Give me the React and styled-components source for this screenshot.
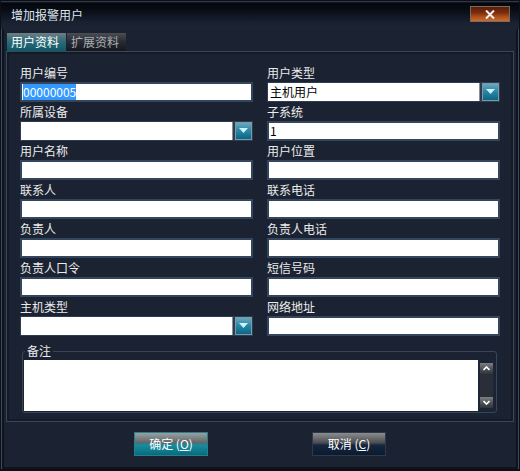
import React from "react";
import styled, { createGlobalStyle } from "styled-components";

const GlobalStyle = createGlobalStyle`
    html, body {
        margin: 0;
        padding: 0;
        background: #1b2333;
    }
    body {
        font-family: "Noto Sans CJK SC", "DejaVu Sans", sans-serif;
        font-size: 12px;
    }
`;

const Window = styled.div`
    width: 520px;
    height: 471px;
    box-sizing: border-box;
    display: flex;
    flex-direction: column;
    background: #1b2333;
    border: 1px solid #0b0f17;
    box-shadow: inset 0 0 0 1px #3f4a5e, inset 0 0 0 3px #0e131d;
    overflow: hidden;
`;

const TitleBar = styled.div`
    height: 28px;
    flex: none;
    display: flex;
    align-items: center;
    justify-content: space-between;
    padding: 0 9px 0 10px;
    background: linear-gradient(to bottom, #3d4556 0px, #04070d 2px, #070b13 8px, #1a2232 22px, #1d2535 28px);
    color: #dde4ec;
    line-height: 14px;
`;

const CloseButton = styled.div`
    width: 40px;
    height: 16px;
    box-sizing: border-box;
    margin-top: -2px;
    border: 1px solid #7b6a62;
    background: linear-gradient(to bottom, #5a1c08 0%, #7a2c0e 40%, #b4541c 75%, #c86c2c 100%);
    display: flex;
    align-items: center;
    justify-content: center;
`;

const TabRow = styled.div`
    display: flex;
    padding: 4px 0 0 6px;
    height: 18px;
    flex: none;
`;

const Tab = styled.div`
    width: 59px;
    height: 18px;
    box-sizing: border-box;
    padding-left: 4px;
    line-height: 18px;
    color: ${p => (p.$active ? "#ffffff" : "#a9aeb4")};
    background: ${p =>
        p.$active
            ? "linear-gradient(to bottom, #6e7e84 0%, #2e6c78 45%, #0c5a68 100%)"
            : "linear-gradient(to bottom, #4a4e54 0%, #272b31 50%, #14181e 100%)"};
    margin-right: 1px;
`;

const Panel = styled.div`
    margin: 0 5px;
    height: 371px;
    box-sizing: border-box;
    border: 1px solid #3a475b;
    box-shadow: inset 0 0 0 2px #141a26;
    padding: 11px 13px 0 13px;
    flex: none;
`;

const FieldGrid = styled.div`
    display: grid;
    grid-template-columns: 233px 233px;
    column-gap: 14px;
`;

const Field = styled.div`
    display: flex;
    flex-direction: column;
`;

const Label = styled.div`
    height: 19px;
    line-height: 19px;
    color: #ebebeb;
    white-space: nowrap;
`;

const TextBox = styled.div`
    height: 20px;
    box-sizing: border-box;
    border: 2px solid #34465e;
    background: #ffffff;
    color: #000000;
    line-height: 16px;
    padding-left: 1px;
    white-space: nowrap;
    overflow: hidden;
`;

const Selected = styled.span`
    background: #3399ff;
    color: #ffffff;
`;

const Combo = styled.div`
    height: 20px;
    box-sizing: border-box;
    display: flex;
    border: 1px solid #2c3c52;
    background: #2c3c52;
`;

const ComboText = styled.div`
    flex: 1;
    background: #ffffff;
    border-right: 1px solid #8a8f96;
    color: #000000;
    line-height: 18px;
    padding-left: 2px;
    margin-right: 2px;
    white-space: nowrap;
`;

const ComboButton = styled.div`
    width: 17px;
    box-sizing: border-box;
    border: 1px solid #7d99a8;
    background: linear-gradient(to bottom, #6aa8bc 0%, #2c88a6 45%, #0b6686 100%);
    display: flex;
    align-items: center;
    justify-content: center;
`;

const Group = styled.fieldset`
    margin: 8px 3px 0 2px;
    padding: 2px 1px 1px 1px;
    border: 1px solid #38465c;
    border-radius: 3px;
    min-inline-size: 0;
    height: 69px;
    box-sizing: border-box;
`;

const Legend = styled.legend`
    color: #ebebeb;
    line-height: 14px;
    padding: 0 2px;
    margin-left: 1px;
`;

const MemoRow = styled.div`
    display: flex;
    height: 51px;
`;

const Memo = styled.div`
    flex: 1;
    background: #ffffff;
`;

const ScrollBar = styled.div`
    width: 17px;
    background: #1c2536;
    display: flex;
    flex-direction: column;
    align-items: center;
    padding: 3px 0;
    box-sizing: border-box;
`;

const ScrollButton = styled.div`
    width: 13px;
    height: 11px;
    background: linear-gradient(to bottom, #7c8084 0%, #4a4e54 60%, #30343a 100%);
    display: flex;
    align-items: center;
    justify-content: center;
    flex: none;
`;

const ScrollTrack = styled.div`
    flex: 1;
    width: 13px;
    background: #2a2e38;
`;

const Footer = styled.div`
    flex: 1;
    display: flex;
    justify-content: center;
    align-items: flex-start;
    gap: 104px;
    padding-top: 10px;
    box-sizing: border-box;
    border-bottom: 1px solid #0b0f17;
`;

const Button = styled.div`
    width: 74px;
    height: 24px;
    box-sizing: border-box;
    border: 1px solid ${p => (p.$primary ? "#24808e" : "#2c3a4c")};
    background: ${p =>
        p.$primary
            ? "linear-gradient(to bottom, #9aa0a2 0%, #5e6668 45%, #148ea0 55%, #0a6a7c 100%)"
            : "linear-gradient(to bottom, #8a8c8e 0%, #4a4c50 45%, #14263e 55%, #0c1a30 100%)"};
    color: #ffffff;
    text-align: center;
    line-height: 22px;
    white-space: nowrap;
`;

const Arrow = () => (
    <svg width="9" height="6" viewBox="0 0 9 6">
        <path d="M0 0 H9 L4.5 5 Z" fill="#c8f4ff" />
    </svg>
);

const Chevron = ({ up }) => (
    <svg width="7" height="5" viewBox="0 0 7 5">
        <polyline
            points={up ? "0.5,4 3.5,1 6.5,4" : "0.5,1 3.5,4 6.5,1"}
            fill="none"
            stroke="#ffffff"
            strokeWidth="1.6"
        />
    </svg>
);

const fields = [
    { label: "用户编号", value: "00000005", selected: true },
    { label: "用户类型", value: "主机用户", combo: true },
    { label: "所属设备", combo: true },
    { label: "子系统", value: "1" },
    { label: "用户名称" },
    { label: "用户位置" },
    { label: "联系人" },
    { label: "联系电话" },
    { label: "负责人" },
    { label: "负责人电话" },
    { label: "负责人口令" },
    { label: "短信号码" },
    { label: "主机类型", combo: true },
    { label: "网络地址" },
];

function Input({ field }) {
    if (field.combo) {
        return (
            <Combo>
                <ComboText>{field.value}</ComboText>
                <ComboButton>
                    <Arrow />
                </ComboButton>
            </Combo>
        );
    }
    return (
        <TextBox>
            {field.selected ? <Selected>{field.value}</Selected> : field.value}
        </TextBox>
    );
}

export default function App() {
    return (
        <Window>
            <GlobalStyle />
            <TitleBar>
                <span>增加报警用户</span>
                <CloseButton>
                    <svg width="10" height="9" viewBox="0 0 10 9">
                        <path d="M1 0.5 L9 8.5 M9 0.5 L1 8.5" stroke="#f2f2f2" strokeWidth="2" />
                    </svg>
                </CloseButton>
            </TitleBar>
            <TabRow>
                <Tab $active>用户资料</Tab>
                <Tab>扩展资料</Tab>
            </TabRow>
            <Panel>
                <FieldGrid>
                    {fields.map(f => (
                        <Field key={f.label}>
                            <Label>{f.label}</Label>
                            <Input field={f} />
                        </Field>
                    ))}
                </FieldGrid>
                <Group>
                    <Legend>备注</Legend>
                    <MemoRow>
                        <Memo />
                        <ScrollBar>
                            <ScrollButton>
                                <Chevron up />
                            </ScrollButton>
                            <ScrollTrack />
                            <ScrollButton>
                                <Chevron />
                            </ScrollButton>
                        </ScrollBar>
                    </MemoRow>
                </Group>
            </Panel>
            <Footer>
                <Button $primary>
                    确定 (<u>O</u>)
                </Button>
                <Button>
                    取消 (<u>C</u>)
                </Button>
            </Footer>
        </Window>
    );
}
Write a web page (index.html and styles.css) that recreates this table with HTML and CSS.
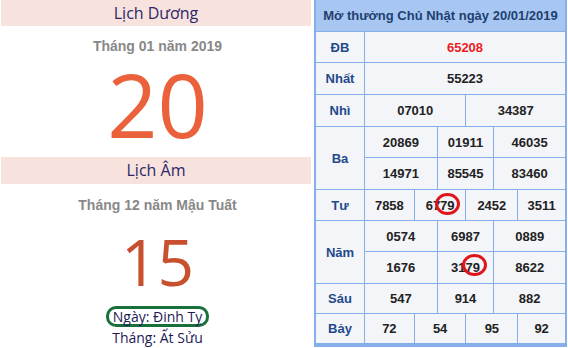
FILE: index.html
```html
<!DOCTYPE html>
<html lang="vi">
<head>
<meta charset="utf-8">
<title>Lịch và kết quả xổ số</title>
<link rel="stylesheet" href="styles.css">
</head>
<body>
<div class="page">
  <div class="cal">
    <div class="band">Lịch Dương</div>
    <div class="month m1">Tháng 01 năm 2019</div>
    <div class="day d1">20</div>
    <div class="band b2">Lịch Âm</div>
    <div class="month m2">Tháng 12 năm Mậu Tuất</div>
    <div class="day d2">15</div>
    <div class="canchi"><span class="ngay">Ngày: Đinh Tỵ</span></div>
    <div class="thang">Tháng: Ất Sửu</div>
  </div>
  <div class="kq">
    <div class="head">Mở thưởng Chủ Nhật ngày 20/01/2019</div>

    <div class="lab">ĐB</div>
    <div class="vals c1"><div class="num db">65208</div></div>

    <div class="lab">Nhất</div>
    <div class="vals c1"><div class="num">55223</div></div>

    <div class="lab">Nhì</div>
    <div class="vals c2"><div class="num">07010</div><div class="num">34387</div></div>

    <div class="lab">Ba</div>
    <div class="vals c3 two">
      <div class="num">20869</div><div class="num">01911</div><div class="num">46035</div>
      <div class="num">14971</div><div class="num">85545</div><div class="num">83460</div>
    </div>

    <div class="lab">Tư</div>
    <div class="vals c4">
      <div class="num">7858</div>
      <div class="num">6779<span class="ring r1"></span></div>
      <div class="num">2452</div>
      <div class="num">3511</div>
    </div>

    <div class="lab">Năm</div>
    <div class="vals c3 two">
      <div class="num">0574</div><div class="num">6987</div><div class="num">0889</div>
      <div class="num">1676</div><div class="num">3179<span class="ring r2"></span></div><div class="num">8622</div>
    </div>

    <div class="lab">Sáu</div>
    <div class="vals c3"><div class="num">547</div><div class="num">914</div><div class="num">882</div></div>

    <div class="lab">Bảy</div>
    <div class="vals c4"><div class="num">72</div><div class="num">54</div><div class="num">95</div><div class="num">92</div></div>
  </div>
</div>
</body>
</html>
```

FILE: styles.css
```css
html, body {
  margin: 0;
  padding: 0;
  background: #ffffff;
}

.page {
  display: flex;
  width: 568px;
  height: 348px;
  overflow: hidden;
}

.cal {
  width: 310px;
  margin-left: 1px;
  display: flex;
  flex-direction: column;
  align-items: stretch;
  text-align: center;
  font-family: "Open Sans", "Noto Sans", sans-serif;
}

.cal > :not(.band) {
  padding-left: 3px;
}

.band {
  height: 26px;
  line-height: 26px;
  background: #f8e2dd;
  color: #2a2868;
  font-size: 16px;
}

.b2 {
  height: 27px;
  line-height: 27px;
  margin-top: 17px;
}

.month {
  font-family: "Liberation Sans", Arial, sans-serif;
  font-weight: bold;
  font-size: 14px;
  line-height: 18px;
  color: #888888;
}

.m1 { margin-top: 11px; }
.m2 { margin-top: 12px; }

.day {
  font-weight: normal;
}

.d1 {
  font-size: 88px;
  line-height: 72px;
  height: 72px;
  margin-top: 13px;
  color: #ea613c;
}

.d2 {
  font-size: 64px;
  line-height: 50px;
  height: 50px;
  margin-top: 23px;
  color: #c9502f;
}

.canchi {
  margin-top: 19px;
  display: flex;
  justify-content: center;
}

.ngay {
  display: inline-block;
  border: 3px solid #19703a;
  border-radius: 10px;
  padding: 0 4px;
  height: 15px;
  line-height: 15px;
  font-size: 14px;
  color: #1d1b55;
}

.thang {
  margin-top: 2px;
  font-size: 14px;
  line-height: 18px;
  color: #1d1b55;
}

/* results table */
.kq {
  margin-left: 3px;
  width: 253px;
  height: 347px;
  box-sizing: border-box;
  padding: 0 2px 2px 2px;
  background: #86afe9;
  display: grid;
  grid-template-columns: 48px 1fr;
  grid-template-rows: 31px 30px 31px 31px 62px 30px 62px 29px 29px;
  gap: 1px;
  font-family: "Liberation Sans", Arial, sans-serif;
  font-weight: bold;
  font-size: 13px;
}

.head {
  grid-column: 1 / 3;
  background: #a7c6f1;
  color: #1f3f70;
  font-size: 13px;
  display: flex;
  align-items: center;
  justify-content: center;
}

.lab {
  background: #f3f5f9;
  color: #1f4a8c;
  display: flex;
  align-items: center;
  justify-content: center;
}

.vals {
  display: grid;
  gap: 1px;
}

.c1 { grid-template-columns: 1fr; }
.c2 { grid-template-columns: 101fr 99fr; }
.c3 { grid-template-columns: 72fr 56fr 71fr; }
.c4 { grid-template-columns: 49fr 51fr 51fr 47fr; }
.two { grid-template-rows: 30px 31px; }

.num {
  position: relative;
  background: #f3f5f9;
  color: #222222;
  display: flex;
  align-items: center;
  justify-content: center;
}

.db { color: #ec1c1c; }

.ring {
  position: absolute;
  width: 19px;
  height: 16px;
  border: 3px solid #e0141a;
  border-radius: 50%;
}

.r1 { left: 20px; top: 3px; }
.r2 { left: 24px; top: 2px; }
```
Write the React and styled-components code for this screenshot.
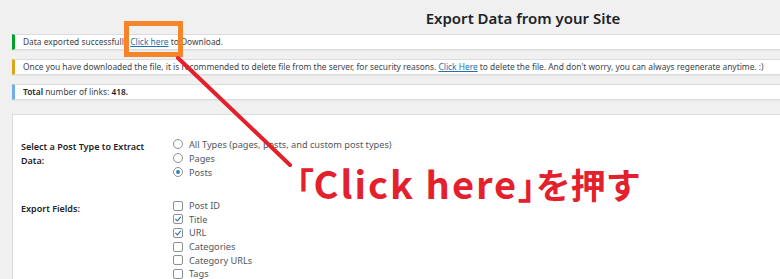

_WHAT TO WORK ON_
Take every line that includes the string "this" and copy it.

_SOLUTION TO THE EXERCISE_
Give me the React and styled-components source for this screenshot.
Write a web page (index.html and styles.css) that recreates this table with HTML and CSS.
Write the React and styled-components code for this screenshot.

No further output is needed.